English

A forceful reminder of the plight of seafarers and immigrants

The Death Ship by Ret Marut/B. Traven

Sadly, these days B. Traven and his many novels have been assigned to relative obscurity in the world of literature and politics. Traven was but one of the many aliases used by this mysterious author, adventurer and revolutionary. Many historians have tried to uncover the secret behind Traven’s identity, some suggesting he was the illegitimate son of Kaiser Wilhelm II, others that he was a theology student from Cincinnati in the US. Whatever his precise origins, Traven always shunned publicity, preferring to let his novels be judged by the ideas contained within.

Traven’s wish for privacy and anonymity can be witnessed by the number of names he adopted to conceal his identity. Over the years these included Ret Marut, Traven Torsvan and Hal Croves. Our interest in Traven begins with his earliest proven incarnation as Ret Marut, an aspiring German actor who later became involved in anarchist politics and edited an anarchist/pacifist magazine Der Ziegelbrenner (The Brick Burner).

Marut actively participated in the insurgent Bavarian Republic in 1919—the revolutionary government of soldiers and workers deputies in Munich—and became chief censor of the bourgeois press. He was active in the Bavarian capital, Munich and narrowly escaped execution when the nascent fascist Freikorps and army troops mobilised by the Germany’s Social Democrat Party government crushed the revolutionary movement.

Understandably, Marut went underground during the counter-revolutionary suppression, a period which saw the summary execution of an estimated 700 men and women. Marut later resurfaced in Chiapas, Mexico in the early 1920s where, using the name Traven, he wrote a number of novels and short stories, including The Treasure of Sierra Madre, later filmed in 1948 by US director John Huston.

The Death Ship, his first novel, however, is in my opinion his greatest work. It is the story of a horrendous chain of events that befall the appropriately named Gerard Gales, an American sailor, in immediate aftermath of World War I.

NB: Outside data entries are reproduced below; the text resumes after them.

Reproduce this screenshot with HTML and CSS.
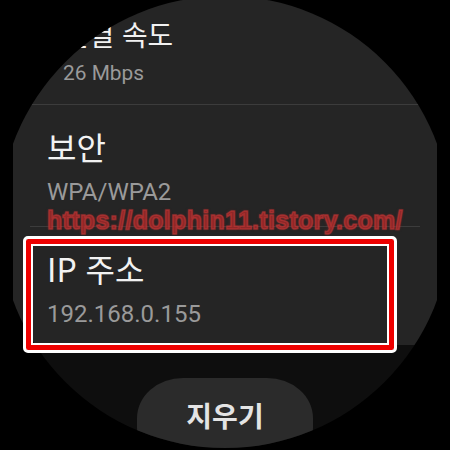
FILE: index.html
```html
<!DOCTYPE html>
<html lang="ko">
  <head>
    <meta charset="UTF-8" />
    <meta name="viewport" content="width=device-width, initial-scale=1.0" />
    <title>Wi-Fi 정보</title>
    <link rel="stylesheet" href="styles.css">
  </head>
  <body>
    <div id="screen">
      <div class="list">
        <div class="list-inner">
          <div class="item item-edge">
            <div class="item-body">
              <div class="item-title">연결 속도</div>
              <div class="item-value">26 Mbps</div>
            </div>
          </div>
          <div class="item">
            <div class="item-body">
              <div class="item-title">보안</div>
              <div class="item-value">WPA/WPA2</div>
            </div>
          </div>
          <div class="item">
            <div class="item-body">
              <div class="item-title">IP 주소</div>
              <div class="item-value">192.168.0.155</div>
            </div>
          </div>
        </div>
      </div>
      <div class="footer">
        <button class="clear-btn">지우기</button>
      </div>
    </div>

    <!-- annotations laid over the screenshot -->
    <div class="watermark">https://dolphin11.tistory.com/</div>
    <div class="highlight"></div>
  </body>
</html>
```

FILE: styles.css
```css
* {
  padding: 0;
  margin: 0;
  box-sizing: border-box;
  font-family: "Noto Sans CJK KR", "Noto Sans", sans-serif;
}
body {
  position: relative;
  background-color: #000;
  width: 450px;
  height: 450px;
  overflow: hidden;
}
#screen {
  width: 450px;
  height: 450px;
  overflow: hidden;
  clip-path: circle(226px at 225px 222px);
  background: linear-gradient(to bottom, transparent 345px, #0e0e0e 345px);
}
.list {
  margin: 0 13px;
  height: 345px;
  overflow: hidden;
  background-color: #252525;
}
.list-inner {
  margin-top: -17px;
}
.item {
  height: 122px;
  margin: 0 17px;
  padding: 20px 17px 0;
  border-bottom: 1px solid #3c3c3c;
}
/* item scrolled to the rim shrinks a little */
.item-edge .item-body {
  margin-top: 4px;
  transform: scale(0.87);
  transform-origin: 123px 75%;
}
.item-title {
  color: #f2f2f2;
  font-size: 32px;
  line-height: 42px;
}
.item-value {
  color: #9a9a9a;
  font-family: Roboto, "Noto Sans CJK KR", sans-serif;
  font-size: 24px;
  line-height: 34px;
  margin-top: 8px;
}
.footer {
  height: 105px;
}
.clear-btn {
  display: block;
  width: 176px;
  height: 90px;
  margin: 33px auto 0 auto;
  padding-bottom: 17px;
  border: none;
  border-radius: 46px / 40px;
  background-color: #2b2b2b;
  color: #e4e4e4;
  font-size: 28px;
  font-weight: bold;
}
.watermark {
  position: absolute;
  left: 47px;
  top: 206px;
  font-family: "Liberation Sans", Arial, sans-serif;
  font-weight: bold;
  font-size: 25px;
  letter-spacing: 0.3px;
  color: rgba(160, 40, 40, 0.75);
  -webkit-text-stroke: 1.5px rgba(195, 55, 55, 0.6);
  text-shadow: 0 0 3px rgba(170, 40, 40, 0.6);
}
.highlight {
  position: absolute;
  left: 23px;
  top: 236px;
  width: 374px;
  height: 117px;
  border: 3px solid #fff;
  border-radius: 5px;
  box-shadow: inset 0 0 0 5px #ee0000, inset 0 0 0 7px #fff;
}
```
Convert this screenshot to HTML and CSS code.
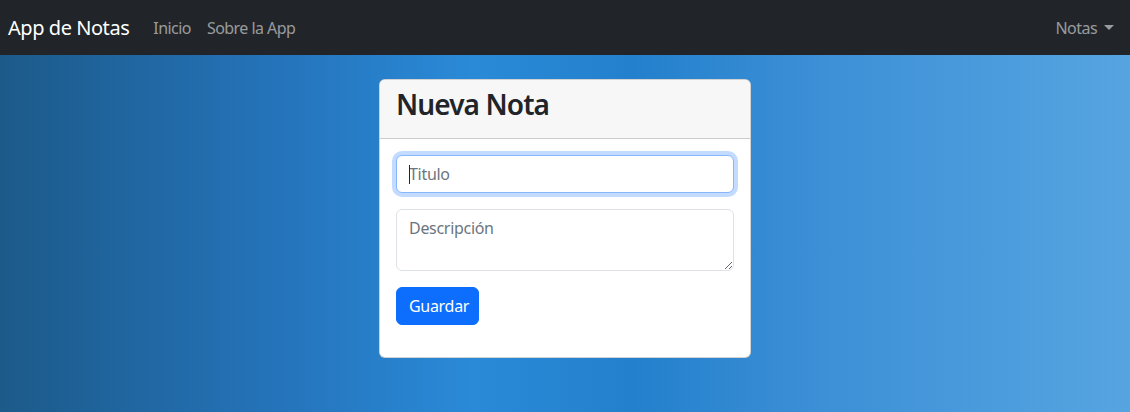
FILE: index.html
```html
<!DOCTYPE html>
<html lang="es">
<head>
<meta charset="utf-8">
<title>App de Notas</title>
<link rel="stylesheet" href="styles.css">
</head>
<body>
<nav class="navbar">
  <div class="nav-left">
    <a class="brand" href="#">App de Notas</a>
    <a class="nav-link" href="#">Inicio</a>
    <a class="nav-link" href="#">Sobre la App</a>
  </div>
  <a class="nav-link dropdown" href="#">Notas<span class="caret"></span></a>
</nav>
<main class="main">
  <div class="card">
    <div class="card-header"><h3 class="title">Nueva Nota</h3></div>
    <form class="card-body">
      <div class="field field-focus">
        <span class="cursor"></span>
        <input class="control" type="text" placeholder="Titulo">
      </div>
      <div class="field">
        <textarea class="control area" placeholder="Descripción"></textarea>
      </div>
      <div class="actions">
        <button class="btn" type="button">Guardar</button>
      </div>
    </form>
  </div>
</main>
</body>
</html>
```
FILE: styles.css
```css
* { box-sizing: border-box; }
html, body { margin: 0; height: 100%; }
body {
  font-family: "Noto Sans", "Open Sans", sans-serif;
  font-size: 16px;
  line-height: 1.5;
  color: #212529;
  background: linear-gradient(to right, #1c5a89 0%, #2574bb 25%, #2a8ad8 42%, #2380cc 56%, #3c8fd6 72%, #56a5e1 100%);
  min-height: 412px;
}
.navbar {
  height: 55px;
  background: #212529;
  display: flex;
  align-items: center;
  justify-content: space-between;
  padding: 0 8px;
}
.nav-left { display: flex; align-items: center; }
.brand {
  color: #fff;
  font-size: 20px;
  text-decoration: none;
  margin-right: 16px;
  letter-spacing: -0.45px;
}
.nav-link {
  color: rgba(255,255,255,.55);
  text-decoration: none;
  padding: 8px;
  letter-spacing: -0.55px;
}
.dropdown { display: flex; align-items: center; }
.caret {
  display: inline-block;
  margin-left: 7px;
  border-top: 5px solid rgba(255,255,255,.55);
  border-left: 5px solid transparent;
  border-right: 5px solid transparent;
}
.main { display: flex; justify-content: center; padding-top: 24px; }
.card {
  width: 372px;
  background: #fff;
  border: 1px solid rgba(0,0,0,.175);
  border-radius: 6px;
  overflow: hidden;
}
.card-header {
  background: #f7f7f7;
  border-bottom: 1px solid rgba(0,0,0,.175);
  padding: 8px 16px;
  height: 59px;
}
.title {
  margin: 0;
  font-size: 28px;
  font-weight: 600;
  line-height: 1.2;
  letter-spacing: -0.9px;
}
.card-body { padding: 16px 16px 16px; margin: 0; }
.field { margin-bottom: 16px; position: relative; }
.control {
  display: block;
  width: 100%;
  height: 38px;
  padding: 6px 12px;
  font: inherit;
  font-size: 16px;
  color: #212529;
  background: #fff;
  border: 1px solid #dee2e6;
  border-radius: 6px;
  outline: none;
}
.control::placeholder { color: #6c757d; opacity: 1; letter-spacing: -0.3px; }
.field-focus .control {
  border-color: #86b7fe;
  box-shadow: 0 0 0 4px rgba(13,110,253,.25);
}
.cursor {
  position: absolute;
  left: 13px;
  top: 10px;
  width: 1px;
  height: 19px;
  background: #212529;
}
.area { height: 62px; resize: vertical; }
.actions { margin-bottom: 16px; }
.btn {
  font: inherit;
  font-size: 16px;
  color: #fff;
  background: #0d6efd;
  border: 1px solid #0d6efd;
  border-radius: 6px;
  height: 38px;
  padding: 0 12px;
  width: 83px;
  letter-spacing: -0.3px;
}
```
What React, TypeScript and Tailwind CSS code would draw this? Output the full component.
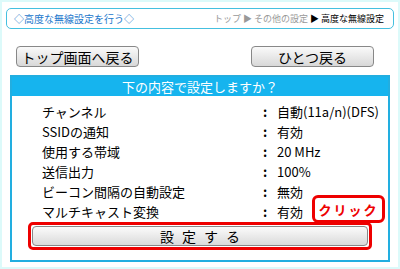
import React from "react";

const font = { fontFamily: '"Noto Sans CJK JP", "Noto Sans", sans-serif' };

const rows: [string, string][] = [
  ["チャンネル", "自動(11a/n)(DFS)"],
  ["SSIDの通知", "有効"],
  ["使用する帯域", "20 MHz"],
  ["送信出力", "100%"],
  ["ビーコン間隔の自動設定", "無効"],
  ["マルチキャスト変換", "有効"],
];

export default function App() {
  return (
    <div
      className="w-[400px] h-[269px] bg-white border-2 border-[#dcfafa] box-border flex flex-col overflow-hidden relative"
      style={font}
    >
      <div className="mx-[4px] mt-[6px] h-[21px] rounded-[5px] border border-[#45c0e0] flex items-center justify-between pl-[7px] pr-[9px]">
        <span className="text-[10px] text-[#2277cc] leading-none">◇高度な無線設定を行う◇</span>
        <span className="text-[9px] leading-none text-[#999]">
          トップ ▶ その他の設定 <span className="text-black">▶ 高度な無線設定</span>
        </span>
      </div>
      <div className="flex justify-between mt-[17px] pl-[14px] pr-[24px]">
        <button className="w-[123px] h-[21px] rounded-[4px] border border-[#888] bg-gradient-to-b from-[#fafafa] to-[#d8d8d8] text-[14px] leading-none text-black flex items-center justify-center">
          トップ画面へ戻る
        </button>
        <button className="w-[123px] h-[21px] rounded-[4px] border border-[#888] bg-gradient-to-b from-[#fafafa] to-[#d8d8d8] text-[14px] leading-none text-black flex items-center justify-center">
          ひとつ戻る
        </button>
      </div>
      <div className="mx-[8px] mt-[8px] h-[187px] border-2 border-[#22aee0] flex flex-col">
        <div className="h-[19px] bg-[#16b4ee] text-white text-[13px] leading-none flex items-center justify-center">
          下の内容で設定しますか？
        </div>
        <div className="flex flex-col pt-[5px] text-[13px] text-black leading-none">
          {rows.map(([k, v]) => (
            <div key={k} className="h-[20px] flex items-center">
              <span className="w-[251px] pl-[30px]">{k}</span>
              <span className="w-[14px] font-bold">:</span>
              <span>{v}</span>
            </div>
          ))}
        </div>
        <div className="mt-[1px] mx-[16px] h-[28px] rounded-[5px] border-[3px] border-[#ee0000] p-[1px] flex">
          <button className="flex-1 rounded-[4px] border border-[#888] bg-gradient-to-b from-[#fbfbfb] to-[#dadada] text-[14px] leading-none text-black tracking-[8px] pl-[8px] flex items-center justify-center">
            設定する
          </button>
        </div>
      </div>
      <div className="absolute left-[310px] top-[193px] w-[73px] h-[28px] rounded-[6px] border-[3px] border-[#ee0000] bg-white flex items-center justify-center text-[13px] font-bold text-[#ee0000] tracking-[2px] leading-none">
        クリック
      </div>
    </div>
  );
}
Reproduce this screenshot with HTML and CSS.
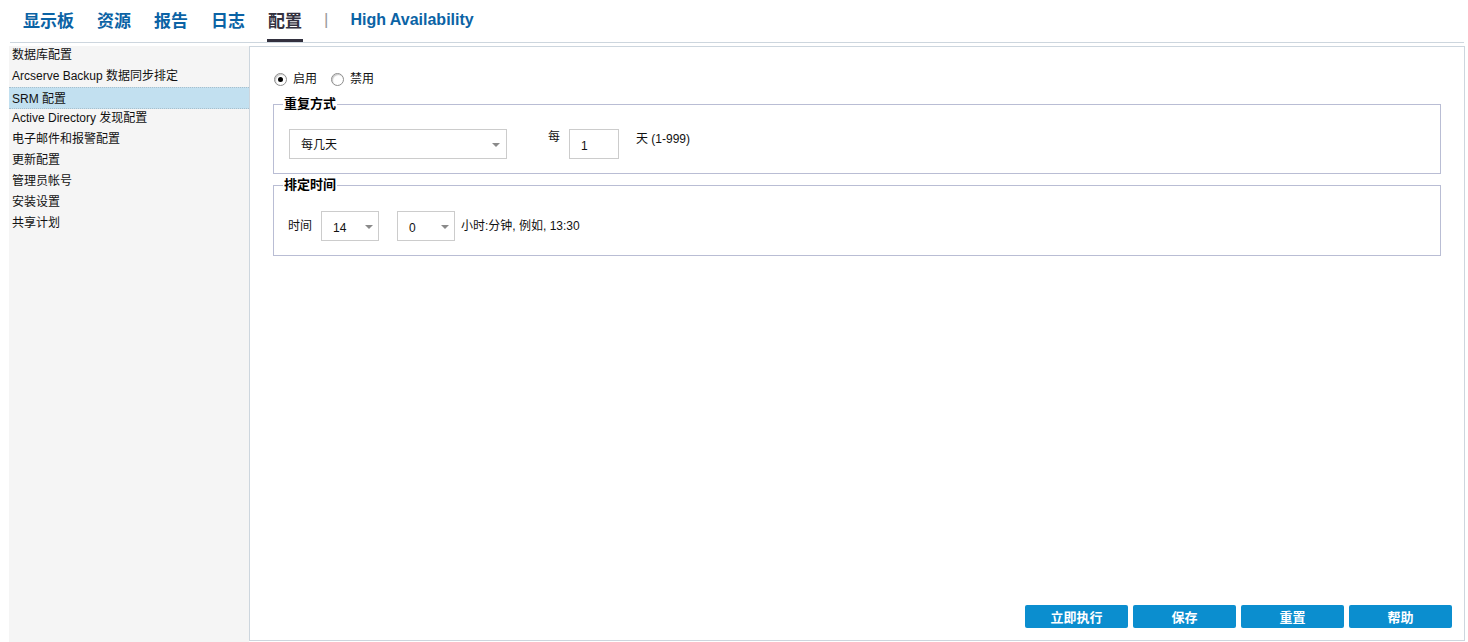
FILE: index.html
```html
<!DOCTYPE html>
<html lang="zh-CN">
<head>
<meta charset="utf-8">
<title>配置</title>
<link rel="stylesheet" href="styles.css">
</head>
<body>
<header class="topnav">
  <a class="tab">显示板</a>
  <a class="tab">资源</a>
  <a class="tab">报告</a>
  <a class="tab">日志</a>
  <a class="tab active">配置</a>
  <span class="tab sep">|</span>
  <a class="tab ha">High Availability</a>
</header>
<div class="layout">
  <nav class="sidebar">
    <div class="item">数据库配置</div>
    <div class="item">Arcserve Backup 数据同步排定</div>
    <div class="item selected">SRM 配置</div>
    <div class="item">Active Directory 发现配置</div>
    <div class="item">电子邮件和报警配置</div>
    <div class="item">更新配置</div>
    <div class="item">管理员帐号</div>
    <div class="item">安装设置</div>
    <div class="item">共享计划</div>
  </nav>
  <main class="panel">
    <div class="radios">
      <label class="radio-opt"><span class="radio checked"></span>启用</label>
      <label class="radio-opt"><span class="radio"></span>禁用</label>
    </div>
    <fieldset class="group g1">
      <legend>重复方式</legend>
      <div class="row">
        <div class="select wide"><span class="val">每几天</span><span class="arrow"></span></div>
        <span class="lbl-every">每</span>
        <div class="input">1</div>
        <span class="lbl-days">天 (1-999)</span>
      </div>
    </fieldset>
    <fieldset class="group g2">
      <legend>排定时间</legend>
      <div class="row time">
        <span class="lbl-time">时间</span>
        <div class="select small"><span class="val">14</span><span class="arrow"></span></div>
        <div class="select small"><span class="val">0</span><span class="arrow"></span></div>
        <span class="lbl-hint">小时:分钟, 例如, 13:30</span>
      </div>
    </fieldset>
    <div class="buttons">
      <button class="btn">立即执行</button>
      <button class="btn">保存</button>
      <button class="btn">重置</button>
      <button class="btn">帮助</button>
    </div>
  </main>
</div>
</body>
</html>
```
FILE: styles.css
```css
html, body {
  margin: 0;
  padding: 0;
  background: #fff;
  width: 1468px;
  height: 642px;
  overflow: hidden;
}
body {
  font-family: "Liberation Sans", "Noto Sans CJK SC", sans-serif;
  font-size: 12px;
  color: #111;
}
.topnav {
  display: flex;
  align-items: flex-start;
  gap: 21px;
  margin-left: 10px;
  width: 1442px;
  padding-left: 12px;
  height: 42px;
  border-bottom: 1px solid #cdd6de;
}
.tab {
  position: relative;
  display: block;
  height: 42px;
  line-height: 40px;
  padding: 0 1px;
  font-size: 17px;
  font-weight: bold;
  color: #0b63a5;
  font-family: "Noto Sans CJK SC", "Liberation Sans", sans-serif;
}
.tab.active {
  color: #33313f;
}
.tab.active::after {
  content: "";
  position: absolute;
  left: 0;
  right: 0;
  bottom: 0;
  height: 3px;
  background: #33313f;
}
.tab.sep {
  color: #9a9a9a;
  font-weight: normal;
  font-family: "Liberation Sans", sans-serif;
  padding: 0;
}
.tab.ha {
  font-family: "Liberation Sans", sans-serif;
  font-size: 16px;
}
.layout {
  display: flex;
  margin-top: 3px;
  margin-left: 9px;
  height: 596px;
}
.sidebar {
  width: 240px;
  background: #f5f5f5;
  height: 596px;
}
.item {
  height: 21px;
  box-sizing: border-box;
  line-height: 17px;
  padding: 1px 3px 3px;
  white-space: nowrap;
  color: #111;
}
.item.selected {
  margin-top: -1px;
  height: 22px;
  padding: 3px 3px 0;
  background: #c2e0f0;
  border-top: 1px dotted #a9bfcc;
  border-bottom: 1px dotted #a9bfcc;
  line-height: 16px;
}
.panel {
  box-sizing: border-box;
  width: 1216px;
  height: 595px;
  border: 1px solid #cdd6de;
  display: flex;
  flex-direction: column;
  padding: 25px 23px 12px 23px;
}
.radios {
  display: flex;
  align-items: center;
  height: 14px;
  gap: 14px;
  margin-bottom: 11px;
  padding-left: 1px;
}
.radio-opt {
  display: flex;
  align-items: center;
  gap: 6px;
  line-height: 14px;
}
.radio {
  width: 11px;
  height: 11px;
  border-radius: 50%;
  border: 1px solid #8d8d8d;
  background: #fff;
  box-shadow: inset 1px 1px 1px #c8c8c8;
  position: relative;
}
.radio.checked::after {
  content: "";
  position: absolute;
  left: 3px;
  top: 3px;
  width: 5px;
  height: 5px;
  border-radius: 50%;
  background: #000;
}
.group {
  margin: 0;
  border: 1px solid #b9bdd4;
  min-width: 0;
}
.group legend {
  font-weight: bold;
  font-size: 13px;
  line-height: 14px;
  padding: 0 1px;
  color: #000;
}
.g1 {
  padding: 18px 15px 14px 15px;
}
.g1 legend {
  margin-left: -6px;
}
.g2 {
  margin-top: 4px;
  padding: 19px 14px 14px 14px;
}
.g2 legend {
  margin-left: -5px;
}
.row {
  display: flex;
  align-items: flex-start;
}
.select {
  box-sizing: border-box;
  height: 30px;
  border: 1px solid #cccccc;
  background: #fff;
  display: flex;
  align-items: center;
  justify-content: space-between;
}
.select .val {
  padding-top: 2px;
  line-height: 14px;
}
.select.wide {
  width: 218px;
  padding: 0 6px 0 11px;
}
.arrow {
  width: 0;
  height: 0;
  border-left: 4px solid transparent;
  border-right: 4px solid transparent;
  border-top: 4px solid #8a8a8a;
  margin-top: 1px;
}
.select.small {
  width: 58px;
  padding: 0 5px 0 11px;
}
.select.small .val {
  padding-top: 4px;
}
.lbl-every {
  margin-left: 41px;
  margin-right: 9px;
  line-height: 14px;
  margin-top: 1px;
}
.input {
  box-sizing: border-box;
  width: 50px;
  height: 30px;
  border: 1px solid #cccccc;
  padding: 9px 0 0 11px;
  line-height: 14px;
}
.lbl-days {
  margin-left: 17px;
  line-height: 14px;
  margin-top: 3px;
}
.row.time {
  align-items: center;
}
.lbl-time {
  margin-right: 9px;
  line-height: 14px;
}
.select.small + .select.small {
  margin-left: 18px;
}
.lbl-hint {
  margin-left: 6px;
  line-height: 14px;
  margin-top: -1px;
}
.buttons {
  margin-top: auto;
  display: flex;
  justify-content: flex-end;
  gap: 5px;
  margin-right: -11px;
}
.btn {
  width: 103px;
  height: 23px;
  border: none;
  border-radius: 2px;
  background: #0b8ecf;
  color: #fff;
  font-family: "Noto Sans CJK SC", "Liberation Sans", sans-serif;
  font-weight: bold;
  font-size: 13px;
  line-height: 23px;
  padding: 0;
}
```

Gales loses his identity, humanity and right to existence when his ship sets sail without him from Antwerp, Belgium with his sailor’s identity card and passport still on board the ship in his jacket pocket. Stranded on foreign shores, Gales is systematically persecuted by the authorities of various European countries that he has no desire to be in. He is frequently jailed, deported and even sentenced to death, simply for the crime of being a worker without papers. Needless to say, Gales is treated with respect by his fellow workers, who willingly share the little they have with him.

Bereft of a sailor’s card, Gales cannot secure any shipboard work and make it back home to New Orleans. To further complicate matters, the American consulate refuses to supply him with the necessary papers because he has no proof of identity. While Gales’ travails with bureaucracy and his attempts to prove his American citizenship assume truly Kafkaesque proportions, obsequious officials provide wealthy travellers the necessary documents within minutes.

Desperate to escape his precarious situation, Gales reluctantly accepts a job shovelling coal on the Yorikke, an ancient rusting hulk that is running guns. Gales’ crewmates are all in the same unfortunate position, unable to secure passage on a decent ship with union conditions. The Yorikke is truly a death ship with a torturous and unsustainable regime. The captain murders some sailors, others jump overboard, unable to keep pace with the hellish amount of work. Not much can be said for the health and safety conditions, with crew members frequently burning themselves in the antiquated steam room. The swill doled out to the hapless and perennially hungry sailors is so bad that the ship’s rats won’t even touch it.

Some critics have dismissed The Death Ship and Traven’s body of work as being hopelessly dated and idealistic because he makes explicit attacks on the dehumanising aspects of capitalism and the unfettered greed it produces. Indeed, the last few decades have seen popular literature retreat into general misanthropy or even worse, the glossolalia of post modernism. These days novels that articulate the premise that positive change from below is possible are rare indeed. Traven was cut from different cloth. While Gales and his fellow workers often face insurmountable odds, they fight back using solidarity and mutual aid, the only weapons they have.

While The Death Ship is a truly terrifying book to read, it is also full of astonishingly inventive black humor. There are also numerous references to the Industrial Workers of the World and the 1917 Russian Revolution, indicating the revolutionary period in which it was written.

Above all, The Death Ship serves to remind contemporary readers of the plight of seafarers, particularly those from the under-developed or ex-colonial countries employed on modern day death ships—vessels registered under “flags of convenience” so ship owners can circumvent environmental, health and safety and pay conditions hard fought for by previous generations of sailors.

Likewise, comparisons can be drawn between the protagonists in Traven’s The Death Ship and the millions of refugees and asylum seekers wishing free movement across borders worldwide. Little has changed when one compares the imprisonment of Gales for being an illegal alien in the 1920s and the response of Australia and other developed capitalist countries, where refugees—men, women and children—are held in prison camps simply for the crime of arriving without the necessary documentation.